Our work has included:

  • Reformulating products to reduce calories, usually by reducing levels of fat or sugars, whilst maintaining food safety, quality and taste as part of our commitment to the Responsibility Deal. We have also reformulated products to reduce salt and have virtually eliminated the use of artificial trans-fats – individual company case studies are available to view in our Health and Wellbeing report.

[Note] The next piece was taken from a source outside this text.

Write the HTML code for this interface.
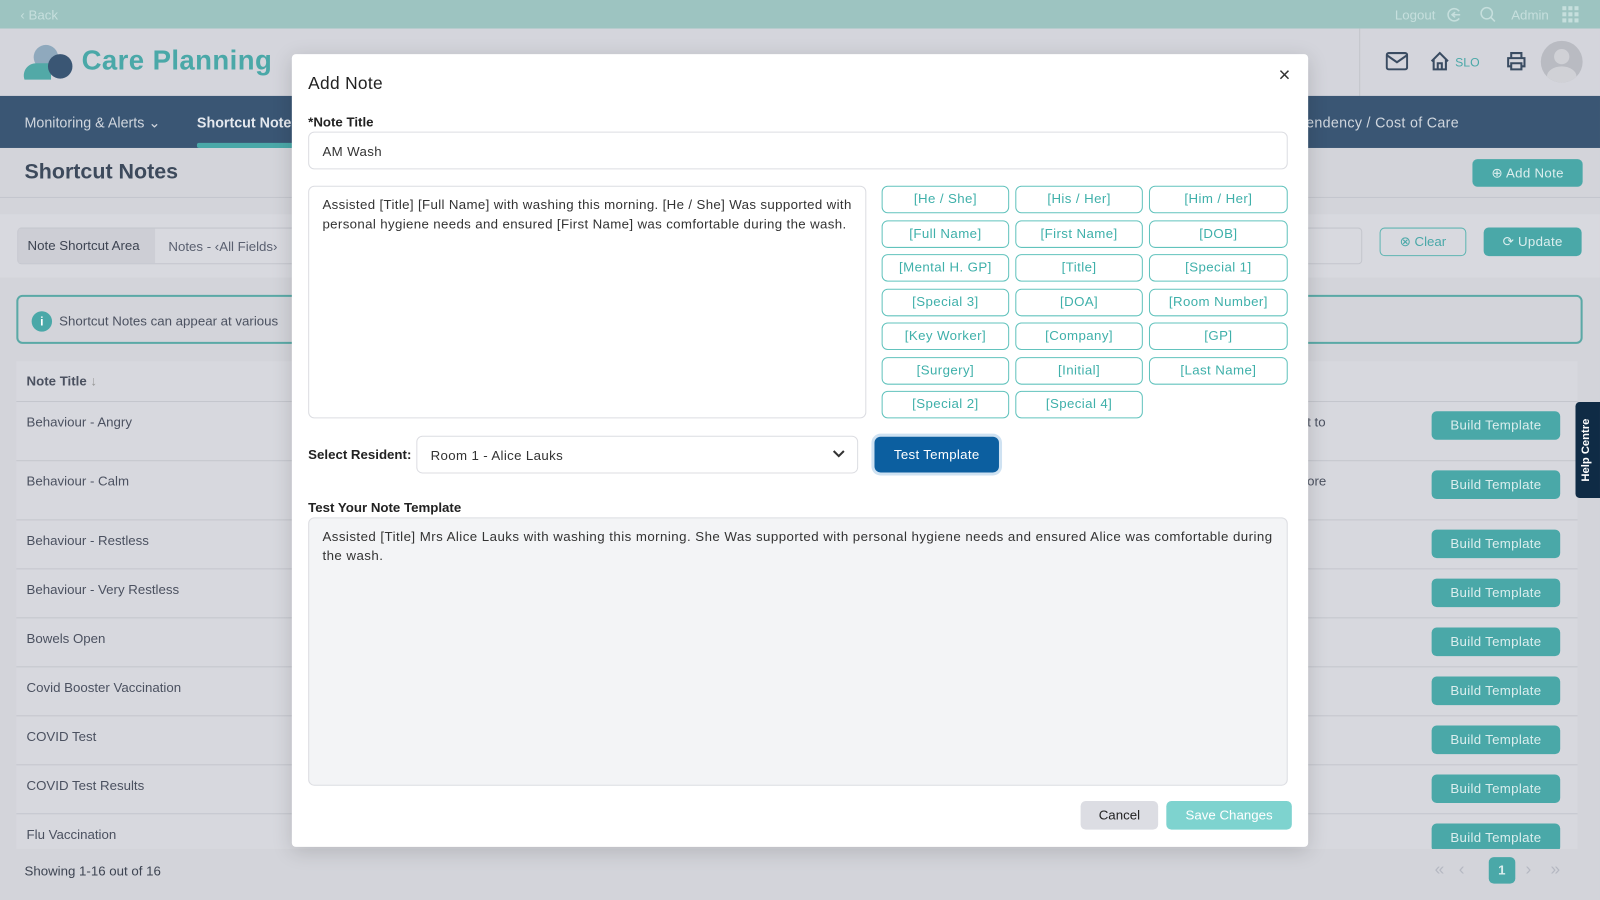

  • Developing 'low-in' products as part of our ranges
  • Providing a range of portion sizes to enable individuals to select smaller portions
  • Developing new packaging, such as re-sealable packs, so that customers do not have to consume a product 'in one go' and are able to minimise waste and moderate consumption
  • Promoting healthy lifestyles within our own workforces and the communities within which we operate
  • Providing clear, consistent nutrition information on food labels to enable consumers to make informed choices


Obesity refers to an excess of body fat, and in adults is measured by the body mass index (BMI) which is defined as a person's weight (in kilograms) divided by their height (in metres) squared. Obesity is defined as a BMI of 30kg/m2 or over.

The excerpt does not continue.